Objective: Pictures stay out. Extract the lines below from the first one through the line with "Search, X, ChevronDown", both included.

Data section:
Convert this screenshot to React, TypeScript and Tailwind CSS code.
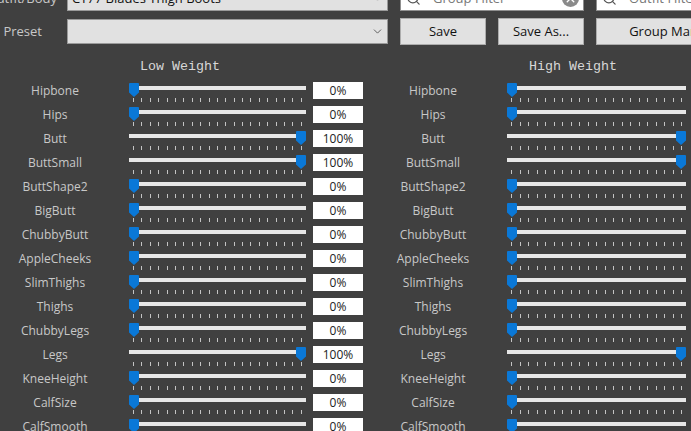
import { Search, X, ChevronDown } from 'lucide-react';

const rows = [
  { name: 'Hipbone', value: 0 },
  { name: 'Hips', value: 0 },
  { name: 'Butt', value: 100 },
  { name: 'ButtSmall', value: 100 },
  { name: 'ButtShape2', value: 0 },
  { name: 'BigButt', value: 0 },
  { name: 'ChubbyButt', value: 0 },
  { name: 'AppleCheeks', value: 0 },
  { name: 'SlimThighs', value: 0 },
  { name: 'Thighs', value: 0 },
  { name: 'ChubbyLegs', value: 0 },
  { name: 'Legs', value: 100 },
  { name: 'KneeHeight', value: 0 },
  { name: 'CalfSize', value: 0 },
  { name: 'CalfSmooth', value: 0 },
];

const ticks = Array.from({ length: 21 }, (_, i) => i);

function Combo({ text }: { text: string }) {
  return (
    <div className="flex h-[25px] w-[321px] shrink-0 items-center justify-between border border-[#9a9a9a] bg-[#e1e1e1] pl-[4px] pr-[3px] text-[13px] leading-none text-[#111]">
      <span>{text}</span>
      <ChevronDown className="h-[13px] w-[13px] text-[#444]" strokeWidth={1.5} />
    </div>
  );
}

function FilterBox({ text, width, clear }: { text: string; width: string; clear?: boolean }) {
  return (
    <div className={`flex h-[25px] shrink-0 items-center border border-[#8f8f8f] bg-white pl-[5px] pr-[4px] text-[13px] text-[#777] ${width}`}>
      <Search className="mr-[12px] h-[15px] w-[15px] text-[#555]" strokeWidth={2} />
      <span className="flex-1 whitespace-nowrap">{text}</span>
      {clear && (
        <span className="flex h-[17px] w-[17px] items-center justify-center rounded-full bg-[#8a8a8a]">
          <X className="h-[13px] w-[13px] text-white" strokeWidth={2.5} />
        </span>
      )}
    </div>
  );
}

function ActionButton({ text, width }: { text: string; width: string }) {
  return (
    <div className={`flex h-[27px] shrink-0 items-center justify-center whitespace-nowrap border border-[#adadad] bg-[#e1e1e1] text-[13px] text-[#111] ${width}`}>
      {text}
    </div>
  );
}

function Slider({ full, width }: { full: boolean; width: string }) {
  return (
    <div className={`flex shrink-0 flex-col ${width}`}>
      <div className={`flex h-[14px] items-start ${full ? 'flex-row-reverse' : ''}`}>
        <svg width="10" height="14" viewBox="0 0 10 14" className="shrink-0">
          <path d="M0 1 Q0 0 1 0 H9 Q10 0 10 1 V9.5 L5 14 L0 9.5 Z" fill="#0a78d7" />
        </svg>
        <div className="mt-[3px] h-[4px] flex-1 bg-[#e7e7e7]" />
      </div>
      <div className="mt-[1px] flex justify-between px-[4px]">
        {ticks.map((t) => (
          <span key={t} className="h-[4px] w-px bg-[#c4c4c4]" />
        ))}
      </div>
    </div>
  );
}

function SliderRow({ name, value, showBox }: { name: string; value: number; showBox: boolean }) {
  return (
    <div className="flex h-[24px] items-start">
      <div className="w-[110px] shrink-0 text-center text-[12px] leading-[17px] text-[#c8c8c8]">{name}</div>
      <div className="ml-[19px] mt-[1px]">
        <Slider full={value === 100} width={showBox ? 'w-[177px]' : 'w-[179px]'} />
      </div>
      {showBox && (
        <div className="ml-[7px] flex h-[17px] w-[50px] shrink-0 items-center justify-center bg-white text-[12px] leading-none text-[#222]">
          {value}%
        </div>
      )}
    </div>
  );
}

function WeightColumn({ title, titleClass, showBox }: { title: string; titleClass: string; showBox: boolean }) {
  return (
    <div className={showBox ? 'w-[378px] shrink-0' : 'flex-1'}>
      <div className={`font-['Liberation_Mono',monospace] text-[13.33px] leading-[16px] text-[#d8d8d8] ${titleClass}`}>
        {title}
      </div>
      <div className="mt-[7px]">
        {rows.map((r) => (
          <SliderRow key={r.name} name={r.name} value={r.value} showBox={showBox} />
        ))}
      </div>
    </div>
  );
}

export default function App() {
  return (
    <div className="h-[431px] w-[691px] overflow-hidden bg-[#404040] font-['Open_Sans','Noto_Sans',sans-serif]">
      <div className="-mt-[14px] flex items-center">
        <div className="flex w-[57px] shrink-0 justify-end whitespace-nowrap text-[13px] text-[#c8c8c8]">Outfit/Body</div>
        <div className="ml-[10px]">
          <Combo text="CT77 Blades Thigh Boots" />
        </div>
        <div className="ml-[12px] flex gap-[12px]">
          <FilterBox text="Group Filter" width="w-[184px]" clear />
          <FilterBox text="Outfit Filter" width="w-[184px]" />
        </div>
      </div>
      <div className="mt-[7px] flex items-center">
        <div className="w-[42px] shrink-0 text-right text-[13px] text-[#c8c8c8]">Preset</div>
        <div className="ml-[25px]">
          <Combo text="" />
        </div>
        <div className="ml-[12px] flex gap-[12px]">
          <ActionButton text="Save" width="w-[86px]" />
          <ActionButton text="Save As..." width="w-[86px]" />
          <ActionButton text="Group Manager" width="w-[162px]" />
        </div>
      </div>
      <div className="mt-[14px] flex">
        <WeightColumn title="Low Weight" titleClass="ml-[140px]" showBox />
        <WeightColumn title="High Weight" titleClass="ml-[151px]" showBox={false} />
      </div>
    </div>
  );
}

Solved exercise:
Convert this screenshot to React, TypeScript and Tailwind CSS code.
import { Search, X, ChevronDown } from 'lucide-react';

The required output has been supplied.